#### PROVIDED MATERIAL:
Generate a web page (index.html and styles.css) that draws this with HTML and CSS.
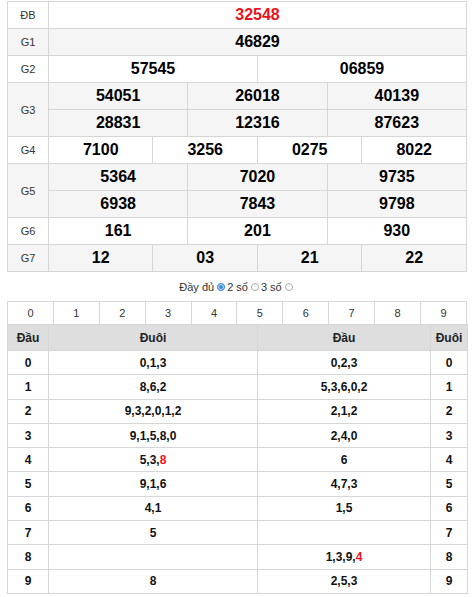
FILE: index.html
```html
<!DOCTYPE html>
<html lang="vi">
<head>
<meta charset="utf-8">
<title>KQ</title>
<link rel="stylesheet" href="styles.css">
</head>
<body>
<div class="wrap">
  <table class="kq">
    <colgroup>
      <col class="c-lbl">
      <col><col><col><col><col><col><col><col><col><col><col><col>
    </colgroup>
    <tr class="w"><td class="l">ĐB</td><td colspan="12" class="n db">32548</td></tr>
    <tr class="g"><td class="l">G1</td><td colspan="12" class="n">46829</td></tr>
    <tr class="w"><td class="l">G2</td><td colspan="6" class="n">57545</td><td colspan="6" class="n">06859</td></tr>
    <tr class="g"><td class="l" rowspan="2">G3</td><td colspan="4" class="n">54051</td><td colspan="4" class="n">26018</td><td colspan="4" class="n">40139</td></tr>
    <tr class="g"><td colspan="4" class="n">28831</td><td colspan="4" class="n">12316</td><td colspan="4" class="n">87623</td></tr>
    <tr class="w"><td class="l">G4</td><td colspan="3" class="n">7100</td><td colspan="3" class="n">3256</td><td colspan="3" class="n">0275</td><td colspan="3" class="n">8022</td></tr>
    <tr class="g"><td class="l" rowspan="2">G5</td><td colspan="4" class="n">5364</td><td colspan="4" class="n">7020</td><td colspan="4" class="n">9735</td></tr>
    <tr class="g"><td colspan="4" class="n">6938</td><td colspan="4" class="n">7843</td><td colspan="4" class="n">9798</td></tr>
    <tr class="w"><td class="l">G6</td><td colspan="4" class="n">161</td><td colspan="4" class="n">201</td><td colspan="4" class="n">930</td></tr>
    <tr class="g"><td class="l">G7</td><td colspan="3" class="n">12</td><td colspan="3" class="n">03</td><td colspan="3" class="n">21</td><td colspan="3" class="n">22</td></tr>
  </table>

  <div class="opts">Đầy đủ<span class="rd on"></span>2 số<span class="rd"></span>3 số<span class="rd"></span></div>

  <table class="digits">
    <tr><td>0</td><td>1</td><td>2</td><td>3</td><td>4</td><td>5</td><td>6</td><td>7</td><td>8</td><td>9</td></tr>
  </table>

  <table class="loto">
    <colgroup>
      <col class="c1"><col class="c2"><col class="c3"><col class="c4">
    </colgroup>
    <tr class="hd"><th>Đầu</th><th>Đuôi</th><th>Đầu</th><th>Đuôi</th></tr>
    <tr><td>0</td><td>0,1,3</td><td>0,2,3</td><td>0</td></tr>
    <tr><td>1</td><td>8,6,2</td><td>5,3,6,0,2</td><td>1</td></tr>
    <tr><td>2</td><td>9,3,2,0,1,2</td><td>2,1,2</td><td>2</td></tr>
    <tr><td>3</td><td>9,1,5,8,0</td><td>2,4,0</td><td>3</td></tr>
    <tr><td>4</td><td>5,3,<span class="red">8</span></td><td>6</td><td>4</td></tr>
    <tr><td>5</td><td>9,1,6</td><td>4,7,3</td><td>5</td></tr>
    <tr><td>6</td><td>4,1</td><td>1,5</td><td>6</td></tr>
    <tr><td>7</td><td>5</td><td></td><td>7</td></tr>
    <tr><td>8</td><td></td><td>1,3,9,<span class="red">4</span></td><td>8</td></tr>
    <tr><td>9</td><td>8</td><td>2,5,3</td><td>9</td></tr>
  </table>
</div>
</body>
</html>
```

FILE: styles.css
```css
html, body {
  margin: 0;
  padding: 0;
  background: #fff;
}

body {
  font-family: "Liberation Sans", Arial, sans-serif;
  color: #111;
}

.wrap {
  width: 460px;
  padding: 1px 0 0 7px;
}

table {
  border-collapse: collapse;
  width: 460px;
  table-layout: fixed;
}

td, th {
  border: 1px solid #d6d6d6;
  padding: 0;
  text-align: center;
  vertical-align: middle;
}

/* results table */
.kq .c-lbl { width: 41px; }

.kq td {
  height: 26px;
}

.kq tr.w td { background: #fff; }
.kq tr.g td { background: #f5f5f5; }

.kq .l {
  font-size: 11px;
  color: #333;
}

.kq .n {
  font-size: 16px;
  font-weight: bold;
  color: #000;
}

.kq .db {
  color: #e8141c;
}

/* options line */
.opts {
  height: 29px;
  display: flex;
  align-items: center;
  justify-content: center;
  font-size: 11px;
  color: #333;
  padding-top: 1px;
  box-sizing: border-box;
}

.rd {
  display: inline-block;
  width: 8px;
  height: 8px;
  border: 1px solid #aaa;
  border-radius: 50%;
  margin: 0 2px 0 3px;
  box-sizing: border-box;
  background: #fff;
}

.rd.on {
  border-color: #3b86d9;
  background: #3b8ae3;
  box-shadow: inset 0 0 0 1px #d9e8f8;
}

/* digits row */
.digits td {
  height: 22px;
  font-size: 11px;
  color: #333;
}

/* loto table */
.loto {
  margin-top: -1px;
}

.loto .c1 { width: 41px; }
.loto .c2 { width: 209px; }
.loto .c3 { width: 173px; }
.loto .c4 { width: 37px; }

.loto th {
  background: #dedede;
  height: 25px;
  font-size: 12px;
  font-weight: bold;
  color: #222;
}

.loto td {
  height: 23.3px;
  font-size: 12px;
  font-weight: bold;
  color: #111;
}

.red {
  color: #e8141c;
}
```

#### REQUEST:
Search the data above for the string "styles" and copy each line that has it.

#### FINISHED ANSWER:
Generate a web page (index.html and styles.css) that draws this with HTML and CSS.
<link rel="stylesheet" href="styles.css">
FILE: styles.css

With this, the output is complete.